Felter v. Cape Girardeau School Dist.

Decision Date04 February 1993
Docket NumberNo. 1:92CV0014SNL.,1:92CV0014SNL.
Citation810 F. Supp. 1062
CourtU.S. District Court — Eastern District of Missouri
PartiesPamela FELTER, Charles Felter and Sarah Felter, a minor, Plaintiffs, v. CAPE GIRARDEAU SCHOOL DISTRICT, et al., Defendants.

Gail Wechsler, Kenneth Chackes, St. Louis, MO, for plaintiffs.

John J. Horgan, Moser and Marsalek, St. Louis, MO, for defendants.

MEMORANDUM

LIMBAUGH, District Judge.

This matter is before the Court upon plaintiffs' Motion for Partial Summary Judgment on the issue of liability and on plaintiffs' claims for declaratory and injunctive relief. Plaintiffs filed a four-count Complaint alleging that defendants, in refusing to provide transportation from plaintiff Sarah Felter's parochial school to her special education classes at public school, have: (1) violated plaintiff Sarah Felter's right to a free and appropriate public education in violation of the Individuals with Disabilities Education Act (hereinafter "IDEA") and its implementing regulations; (2) violated the Rehabilitation Act, 29 U.S.C. § 794 and its implementing regulations; (3) violated plaintiffs' rights to the free exercise of religion in violation of the First and Fourteenth Amendments of the U.S. Constitution and 42 U.S.C. § 1983, and plaintiffs' right to liberty of conscience and belief in violation of Art. I, Sec. 5 of the Missouri Constitution; and (4) denying plaintiffs' Equal Protection of the law in violation of the Fifth and Fourteenth Amendments of the U.S. Constitution, 42 U.S.C. § 1983, and Art. I, Sec. 2 of the Missouri Constitution.

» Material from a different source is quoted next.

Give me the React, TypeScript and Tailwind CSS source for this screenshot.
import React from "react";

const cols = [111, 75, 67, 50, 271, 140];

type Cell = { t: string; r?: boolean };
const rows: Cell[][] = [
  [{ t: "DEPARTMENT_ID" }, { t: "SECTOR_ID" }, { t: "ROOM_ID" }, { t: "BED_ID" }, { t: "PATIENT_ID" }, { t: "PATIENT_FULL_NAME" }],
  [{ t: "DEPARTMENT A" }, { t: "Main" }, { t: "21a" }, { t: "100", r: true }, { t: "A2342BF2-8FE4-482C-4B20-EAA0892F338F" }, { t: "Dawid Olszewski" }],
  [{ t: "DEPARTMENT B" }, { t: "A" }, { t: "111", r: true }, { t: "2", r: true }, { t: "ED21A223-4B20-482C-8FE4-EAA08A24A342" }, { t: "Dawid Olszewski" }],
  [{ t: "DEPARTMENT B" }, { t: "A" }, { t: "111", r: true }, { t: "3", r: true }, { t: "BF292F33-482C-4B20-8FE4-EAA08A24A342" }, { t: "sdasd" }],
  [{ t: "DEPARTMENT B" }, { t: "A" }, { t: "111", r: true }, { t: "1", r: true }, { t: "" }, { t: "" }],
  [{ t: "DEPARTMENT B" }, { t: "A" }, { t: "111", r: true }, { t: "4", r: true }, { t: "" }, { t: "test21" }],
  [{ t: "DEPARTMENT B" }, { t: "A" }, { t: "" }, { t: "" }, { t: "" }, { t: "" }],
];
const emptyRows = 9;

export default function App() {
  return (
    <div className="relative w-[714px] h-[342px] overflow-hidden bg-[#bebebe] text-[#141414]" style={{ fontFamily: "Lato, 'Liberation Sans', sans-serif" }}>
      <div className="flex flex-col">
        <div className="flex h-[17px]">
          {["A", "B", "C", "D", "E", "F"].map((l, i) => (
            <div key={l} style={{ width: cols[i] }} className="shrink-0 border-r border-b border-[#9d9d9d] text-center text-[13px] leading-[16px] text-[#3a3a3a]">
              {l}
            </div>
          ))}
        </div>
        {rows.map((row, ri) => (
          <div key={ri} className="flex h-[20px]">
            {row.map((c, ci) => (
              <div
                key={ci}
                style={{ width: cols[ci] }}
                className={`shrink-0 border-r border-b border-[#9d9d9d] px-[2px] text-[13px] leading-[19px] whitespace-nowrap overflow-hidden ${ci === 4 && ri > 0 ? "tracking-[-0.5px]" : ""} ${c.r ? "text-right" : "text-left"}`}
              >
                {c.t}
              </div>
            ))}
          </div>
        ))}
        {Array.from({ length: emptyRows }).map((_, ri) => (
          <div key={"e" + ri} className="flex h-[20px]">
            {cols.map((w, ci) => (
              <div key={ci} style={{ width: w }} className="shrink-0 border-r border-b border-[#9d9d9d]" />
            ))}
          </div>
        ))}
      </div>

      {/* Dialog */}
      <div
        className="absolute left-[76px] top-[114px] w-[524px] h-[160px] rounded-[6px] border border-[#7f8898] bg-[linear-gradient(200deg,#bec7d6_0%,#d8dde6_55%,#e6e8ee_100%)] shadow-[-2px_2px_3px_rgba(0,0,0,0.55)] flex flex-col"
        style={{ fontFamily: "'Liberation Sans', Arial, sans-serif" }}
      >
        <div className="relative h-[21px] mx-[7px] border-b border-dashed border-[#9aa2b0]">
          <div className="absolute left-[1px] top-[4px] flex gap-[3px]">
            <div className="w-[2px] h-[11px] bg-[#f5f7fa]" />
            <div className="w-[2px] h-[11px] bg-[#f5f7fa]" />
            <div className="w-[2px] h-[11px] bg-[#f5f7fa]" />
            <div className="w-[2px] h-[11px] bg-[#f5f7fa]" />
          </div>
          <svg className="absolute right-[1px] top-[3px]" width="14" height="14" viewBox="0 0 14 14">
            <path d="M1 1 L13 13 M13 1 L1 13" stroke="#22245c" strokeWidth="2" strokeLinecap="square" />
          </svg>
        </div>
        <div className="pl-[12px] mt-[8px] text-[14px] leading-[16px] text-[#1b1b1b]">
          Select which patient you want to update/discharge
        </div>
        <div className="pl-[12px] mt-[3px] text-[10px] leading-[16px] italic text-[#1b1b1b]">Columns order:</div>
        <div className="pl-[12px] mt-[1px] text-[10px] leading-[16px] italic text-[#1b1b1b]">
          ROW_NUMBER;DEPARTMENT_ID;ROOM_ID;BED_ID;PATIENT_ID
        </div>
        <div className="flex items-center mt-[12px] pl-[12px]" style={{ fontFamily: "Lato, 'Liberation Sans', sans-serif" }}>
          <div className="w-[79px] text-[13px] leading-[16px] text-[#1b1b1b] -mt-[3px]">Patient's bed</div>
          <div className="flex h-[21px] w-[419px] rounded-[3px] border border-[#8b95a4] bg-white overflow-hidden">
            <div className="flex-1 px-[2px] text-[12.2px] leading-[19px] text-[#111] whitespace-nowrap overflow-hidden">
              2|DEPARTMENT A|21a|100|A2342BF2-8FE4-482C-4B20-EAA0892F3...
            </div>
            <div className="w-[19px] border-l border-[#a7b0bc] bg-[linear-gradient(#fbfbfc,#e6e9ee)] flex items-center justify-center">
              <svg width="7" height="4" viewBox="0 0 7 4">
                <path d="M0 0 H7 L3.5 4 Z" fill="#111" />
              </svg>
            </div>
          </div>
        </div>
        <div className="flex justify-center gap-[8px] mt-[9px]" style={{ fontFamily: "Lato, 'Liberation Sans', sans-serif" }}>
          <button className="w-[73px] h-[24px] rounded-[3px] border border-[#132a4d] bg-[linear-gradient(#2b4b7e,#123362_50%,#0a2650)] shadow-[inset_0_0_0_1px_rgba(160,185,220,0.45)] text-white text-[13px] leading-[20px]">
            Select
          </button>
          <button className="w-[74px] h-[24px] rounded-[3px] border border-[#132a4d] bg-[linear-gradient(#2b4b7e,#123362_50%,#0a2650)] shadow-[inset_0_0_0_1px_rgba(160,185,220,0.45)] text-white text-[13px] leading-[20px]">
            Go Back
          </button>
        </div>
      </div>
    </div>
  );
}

I. Standard for Summary Judgment

Courts have repeatedly recognized that summary judgment is a harsh remedy that should be granted only when the moving party has established his right to judgment with such clarity as not to give rise to controversy. New England Life Mut. Ins. Co. v. Null, 554 F.2d 896, 901 (8th Cir. 1977). Summary judgment motions, however, "can be a tool of great utility in removing factually insubstantial cases from crowded dockets, freeing courts' trial time for those that really do raise genuine issues of material fact." Mt. Pleasant v. Associated Elec. Co-Op. Inc., 838 F.2d 268, 273 (8th Cir.1988).

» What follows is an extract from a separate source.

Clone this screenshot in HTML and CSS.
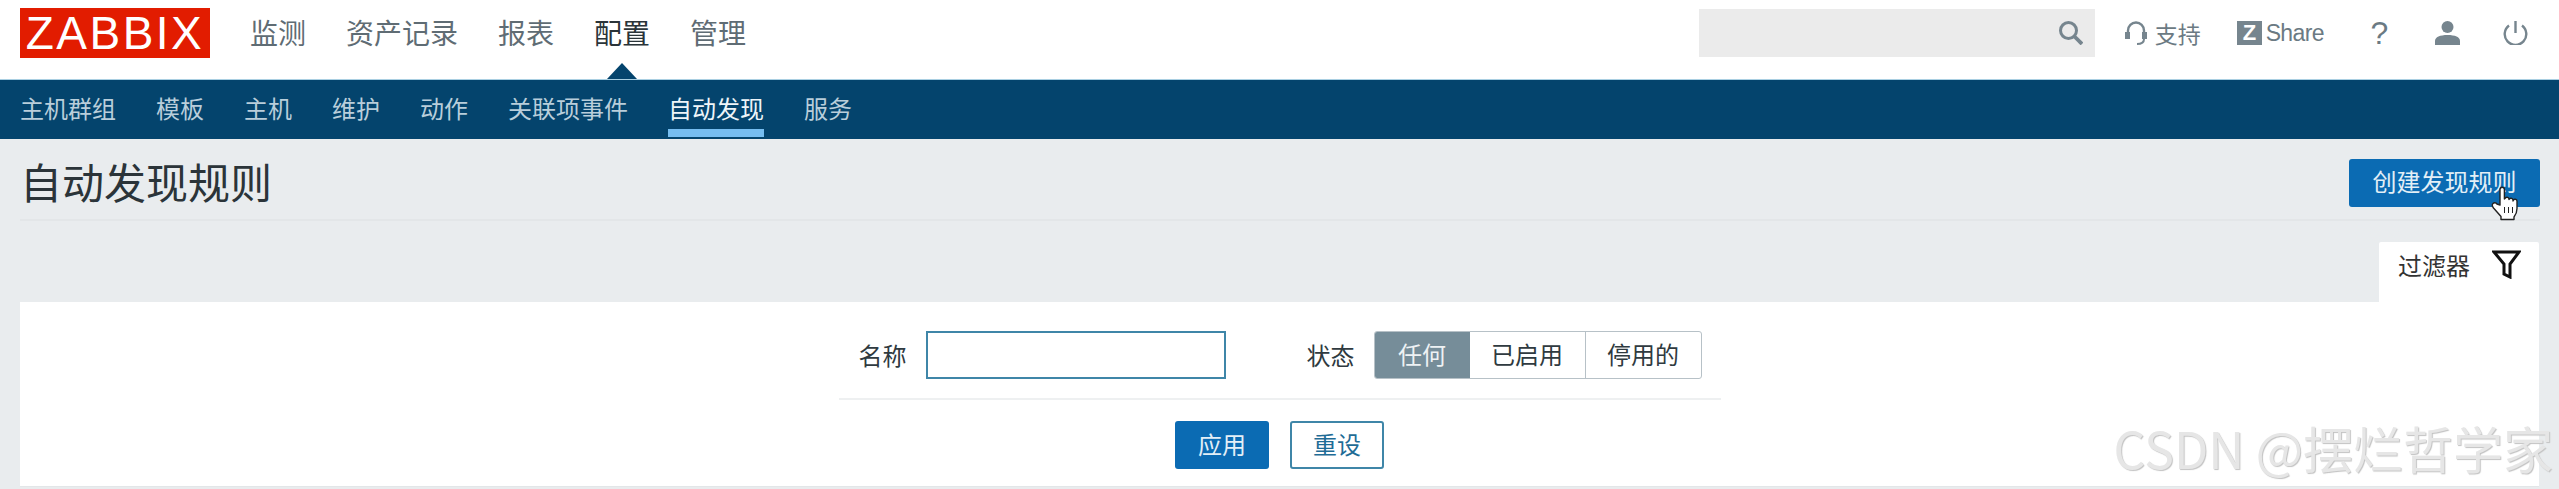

Pursuant to Fed.R.Civ.P. 56(c), a district court may grant a motion for summary judgment if all of the information before the court demonstrates that "there is no genuine issue as to material fact and the moving party is entitled to judgment as a matter of law." Poller v. Columbia Broadcasting System, Inc., 368 U.S. 464, 467, 82 S.Ct. 486, 488, 7 L.Ed.2d 458 (1962). The burden is on the moving party. Mt. Pleasant, 838 F.2d at 273. After the moving party discharges this burden, the nonmoving party must do more than show that there is some doubt as to the facts. Matsushita Elec. Industrial Co. v. Zenith Radio Corp., 475 U.S. 574, 586, 106 S.Ct. 1348, 1355, 89 L.Ed.2d 538 (1986). Instead, the nonmoving party bears the burden of setting forth specific facts showing that there is sufficient evidence in its favor to allow a jury to return a verdict for it. Anderson v. Liberty Lobby, Inc., 477 U.S. 242, 249, 106 S.Ct. 2505, 2510, 91 L.Ed.2d 202 (1986); Celotex Corp. v. Catrett, 477 U.S. 317, 324, 106 S.Ct. 2548, 2553, 91 L.Ed.2d 265 (1986).

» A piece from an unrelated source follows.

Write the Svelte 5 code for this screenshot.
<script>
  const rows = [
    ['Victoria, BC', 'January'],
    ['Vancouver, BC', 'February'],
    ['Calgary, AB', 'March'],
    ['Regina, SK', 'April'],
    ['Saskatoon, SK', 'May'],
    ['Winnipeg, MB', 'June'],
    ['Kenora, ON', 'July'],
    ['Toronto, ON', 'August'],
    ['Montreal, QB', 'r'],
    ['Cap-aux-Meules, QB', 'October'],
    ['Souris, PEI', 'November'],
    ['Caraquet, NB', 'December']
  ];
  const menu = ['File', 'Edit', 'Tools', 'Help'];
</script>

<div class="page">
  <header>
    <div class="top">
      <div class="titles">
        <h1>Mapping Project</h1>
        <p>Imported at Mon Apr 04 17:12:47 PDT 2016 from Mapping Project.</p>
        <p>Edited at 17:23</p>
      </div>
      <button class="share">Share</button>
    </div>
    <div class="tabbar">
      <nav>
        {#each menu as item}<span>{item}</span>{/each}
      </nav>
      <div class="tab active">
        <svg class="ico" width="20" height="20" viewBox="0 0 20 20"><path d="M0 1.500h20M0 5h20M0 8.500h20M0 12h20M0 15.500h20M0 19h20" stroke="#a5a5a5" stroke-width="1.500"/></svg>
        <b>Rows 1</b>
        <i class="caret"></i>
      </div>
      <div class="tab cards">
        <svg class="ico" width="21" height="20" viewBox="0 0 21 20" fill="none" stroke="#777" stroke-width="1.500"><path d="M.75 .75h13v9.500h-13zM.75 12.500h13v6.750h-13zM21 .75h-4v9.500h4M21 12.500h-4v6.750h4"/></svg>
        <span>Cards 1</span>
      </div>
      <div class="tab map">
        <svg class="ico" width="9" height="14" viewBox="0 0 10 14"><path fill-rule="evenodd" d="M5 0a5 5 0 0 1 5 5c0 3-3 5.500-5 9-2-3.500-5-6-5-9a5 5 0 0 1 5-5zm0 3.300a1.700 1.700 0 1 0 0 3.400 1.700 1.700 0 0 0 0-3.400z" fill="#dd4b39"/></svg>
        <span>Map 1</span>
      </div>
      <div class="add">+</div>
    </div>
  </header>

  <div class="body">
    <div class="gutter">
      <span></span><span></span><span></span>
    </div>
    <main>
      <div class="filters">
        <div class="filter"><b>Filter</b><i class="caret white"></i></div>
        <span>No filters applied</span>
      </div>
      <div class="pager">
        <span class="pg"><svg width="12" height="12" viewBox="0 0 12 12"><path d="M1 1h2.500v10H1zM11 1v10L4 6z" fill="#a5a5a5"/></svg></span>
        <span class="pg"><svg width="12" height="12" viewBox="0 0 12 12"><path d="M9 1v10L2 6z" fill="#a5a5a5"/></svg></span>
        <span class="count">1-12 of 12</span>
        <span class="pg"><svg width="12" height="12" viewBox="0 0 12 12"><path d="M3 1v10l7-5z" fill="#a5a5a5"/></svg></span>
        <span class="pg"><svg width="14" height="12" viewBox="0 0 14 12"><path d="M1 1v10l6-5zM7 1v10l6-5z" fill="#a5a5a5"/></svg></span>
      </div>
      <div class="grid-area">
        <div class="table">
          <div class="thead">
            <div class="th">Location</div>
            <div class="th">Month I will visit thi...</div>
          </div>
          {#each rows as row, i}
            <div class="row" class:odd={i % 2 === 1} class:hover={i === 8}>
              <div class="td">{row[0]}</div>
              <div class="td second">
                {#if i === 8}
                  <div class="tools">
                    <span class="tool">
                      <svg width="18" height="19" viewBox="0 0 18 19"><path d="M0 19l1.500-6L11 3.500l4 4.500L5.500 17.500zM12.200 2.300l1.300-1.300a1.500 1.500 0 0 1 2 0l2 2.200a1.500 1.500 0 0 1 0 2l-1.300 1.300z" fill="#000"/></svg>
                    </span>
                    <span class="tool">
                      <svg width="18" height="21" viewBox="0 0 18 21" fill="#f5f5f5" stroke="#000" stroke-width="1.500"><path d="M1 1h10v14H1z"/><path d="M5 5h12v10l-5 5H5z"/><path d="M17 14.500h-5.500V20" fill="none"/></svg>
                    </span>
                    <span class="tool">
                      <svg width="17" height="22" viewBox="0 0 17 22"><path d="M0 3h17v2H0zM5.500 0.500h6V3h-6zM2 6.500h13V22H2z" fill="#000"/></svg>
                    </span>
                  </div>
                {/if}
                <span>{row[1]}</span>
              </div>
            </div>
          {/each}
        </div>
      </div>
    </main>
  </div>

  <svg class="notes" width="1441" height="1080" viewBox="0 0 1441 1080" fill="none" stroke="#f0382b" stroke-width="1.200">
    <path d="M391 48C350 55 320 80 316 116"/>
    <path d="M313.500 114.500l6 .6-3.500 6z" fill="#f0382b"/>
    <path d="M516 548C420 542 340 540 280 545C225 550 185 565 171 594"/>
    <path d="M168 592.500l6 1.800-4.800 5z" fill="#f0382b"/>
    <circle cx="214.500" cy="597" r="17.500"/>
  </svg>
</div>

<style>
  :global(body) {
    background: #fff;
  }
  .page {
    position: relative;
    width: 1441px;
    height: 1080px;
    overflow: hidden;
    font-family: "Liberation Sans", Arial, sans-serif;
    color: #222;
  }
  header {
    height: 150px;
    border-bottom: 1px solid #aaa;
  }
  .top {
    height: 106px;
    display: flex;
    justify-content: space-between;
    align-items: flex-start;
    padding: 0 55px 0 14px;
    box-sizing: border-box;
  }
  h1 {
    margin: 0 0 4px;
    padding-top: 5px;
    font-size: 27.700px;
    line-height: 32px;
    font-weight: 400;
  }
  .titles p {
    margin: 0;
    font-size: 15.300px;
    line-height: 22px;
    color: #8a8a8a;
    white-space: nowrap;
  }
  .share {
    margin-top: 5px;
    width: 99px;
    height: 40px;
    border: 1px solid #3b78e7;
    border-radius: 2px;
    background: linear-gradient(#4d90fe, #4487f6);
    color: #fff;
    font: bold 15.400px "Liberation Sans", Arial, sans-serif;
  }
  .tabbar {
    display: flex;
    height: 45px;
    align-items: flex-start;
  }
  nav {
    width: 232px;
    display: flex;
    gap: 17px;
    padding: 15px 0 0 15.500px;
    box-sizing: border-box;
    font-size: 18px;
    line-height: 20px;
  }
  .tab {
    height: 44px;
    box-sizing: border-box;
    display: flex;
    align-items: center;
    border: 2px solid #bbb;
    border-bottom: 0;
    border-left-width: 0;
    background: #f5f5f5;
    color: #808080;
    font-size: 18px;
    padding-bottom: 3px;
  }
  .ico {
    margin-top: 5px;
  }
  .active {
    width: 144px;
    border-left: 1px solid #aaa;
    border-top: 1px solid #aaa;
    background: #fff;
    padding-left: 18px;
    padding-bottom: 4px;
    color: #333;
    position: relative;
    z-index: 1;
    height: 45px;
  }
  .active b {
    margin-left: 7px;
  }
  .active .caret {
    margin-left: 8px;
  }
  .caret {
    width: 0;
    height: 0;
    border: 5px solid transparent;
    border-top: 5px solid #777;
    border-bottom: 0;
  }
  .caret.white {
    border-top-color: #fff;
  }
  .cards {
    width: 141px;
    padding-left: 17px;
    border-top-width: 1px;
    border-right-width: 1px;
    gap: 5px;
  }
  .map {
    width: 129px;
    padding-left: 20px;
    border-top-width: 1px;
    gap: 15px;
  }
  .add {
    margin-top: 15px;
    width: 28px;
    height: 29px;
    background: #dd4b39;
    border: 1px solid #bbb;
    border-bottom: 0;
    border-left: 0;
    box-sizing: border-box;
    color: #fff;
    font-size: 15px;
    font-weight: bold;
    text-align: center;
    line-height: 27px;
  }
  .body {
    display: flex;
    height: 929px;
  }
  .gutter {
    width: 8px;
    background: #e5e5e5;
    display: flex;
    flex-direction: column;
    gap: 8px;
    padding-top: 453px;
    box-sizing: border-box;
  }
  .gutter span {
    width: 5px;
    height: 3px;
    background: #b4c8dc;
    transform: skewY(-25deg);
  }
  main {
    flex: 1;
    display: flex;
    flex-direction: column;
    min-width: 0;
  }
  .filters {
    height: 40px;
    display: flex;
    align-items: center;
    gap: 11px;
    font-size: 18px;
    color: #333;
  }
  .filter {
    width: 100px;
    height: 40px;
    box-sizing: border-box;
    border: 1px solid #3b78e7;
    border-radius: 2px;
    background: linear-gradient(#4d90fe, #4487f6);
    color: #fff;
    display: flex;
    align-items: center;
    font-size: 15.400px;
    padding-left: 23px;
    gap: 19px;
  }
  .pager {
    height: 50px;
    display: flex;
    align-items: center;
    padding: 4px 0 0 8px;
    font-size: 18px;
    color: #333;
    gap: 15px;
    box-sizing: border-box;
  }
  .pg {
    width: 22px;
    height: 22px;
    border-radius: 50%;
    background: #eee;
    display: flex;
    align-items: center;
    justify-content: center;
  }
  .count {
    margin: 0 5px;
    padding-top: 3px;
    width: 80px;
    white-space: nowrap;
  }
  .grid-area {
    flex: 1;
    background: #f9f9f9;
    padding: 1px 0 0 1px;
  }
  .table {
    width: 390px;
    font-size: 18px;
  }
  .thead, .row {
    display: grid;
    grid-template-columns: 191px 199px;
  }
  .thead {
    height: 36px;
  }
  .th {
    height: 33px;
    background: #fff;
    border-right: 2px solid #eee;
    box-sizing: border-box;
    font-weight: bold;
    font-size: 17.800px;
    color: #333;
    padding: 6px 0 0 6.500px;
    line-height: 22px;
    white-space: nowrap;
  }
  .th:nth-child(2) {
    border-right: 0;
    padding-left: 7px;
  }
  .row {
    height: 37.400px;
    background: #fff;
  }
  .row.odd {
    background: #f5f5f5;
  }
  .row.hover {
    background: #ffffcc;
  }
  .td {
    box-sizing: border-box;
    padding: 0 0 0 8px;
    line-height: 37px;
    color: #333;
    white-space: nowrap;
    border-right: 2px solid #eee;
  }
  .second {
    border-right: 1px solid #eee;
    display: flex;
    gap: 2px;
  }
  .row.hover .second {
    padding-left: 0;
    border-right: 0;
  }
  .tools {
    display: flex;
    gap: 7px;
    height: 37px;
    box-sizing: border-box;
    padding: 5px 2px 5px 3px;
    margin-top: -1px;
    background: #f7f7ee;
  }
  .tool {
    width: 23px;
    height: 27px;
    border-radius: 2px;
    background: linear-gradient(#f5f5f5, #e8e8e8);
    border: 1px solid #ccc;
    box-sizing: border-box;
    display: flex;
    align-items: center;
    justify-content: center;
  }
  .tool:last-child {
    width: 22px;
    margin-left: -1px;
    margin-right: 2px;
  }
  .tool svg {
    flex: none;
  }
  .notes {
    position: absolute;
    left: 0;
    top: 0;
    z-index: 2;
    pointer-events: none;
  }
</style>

In passing on a motion for summary judgment, the court must review the facts in a light most favorable to the party opposing the motion and give that party the benefit of any inferences that logically can be drawn from those facts. Buller v. Buechler, 706 F.2d 844, 846 (8th Cir.1983). The court is required to resolve all conflicts of evidence in favor of the nonmoving party. Robert Johnson Grain Co. v. Chem. Interchange Co., 541 F.2d 207, 210 (8th Cir. 1976). With these principles in mind, the Court turns to an examination of the facts.

II. Facts

Plaintiff Sarah Felter (hereinafter "Sarah") is enrolled at St. Mary's Cathedral School, a private, parochial school. This enrollment is at the choice of her parents. She also receives special education services at the local public school, pursuant to IDEA, under an Individualized Education Program (hereinafter "IEP") formulated by a team of persons including representatives of defendant Cape Girardeau School District. Sarah attends parochial school for most of the school day, but attends a special education class at the local public school each weekday afternoon as part of her IEP. At a meeting of the IEP team on November 8, 1991, representatives of the School District agreed that "transportation is necessary as a related service for Sarah due to lack of mobility, visual impairment, and school location." Exhibit A to plaintiffs' Complaint. At the same meeting, defendant School District offered three options for providing special education services to Sarah at the public school: (1) providing transportation to and from home if she were a "full day public school student;" (2) providing transportation from the public school to Sarah's home after the end of the school day; and (3) providing a special education class at a different public school close to the home of Sarah's afterschool caregiver, with no transportation provided. None of the options provided for transportation from the public sidewalk in front of the parochial school to the public school special education class, as was sought by plaintiffs.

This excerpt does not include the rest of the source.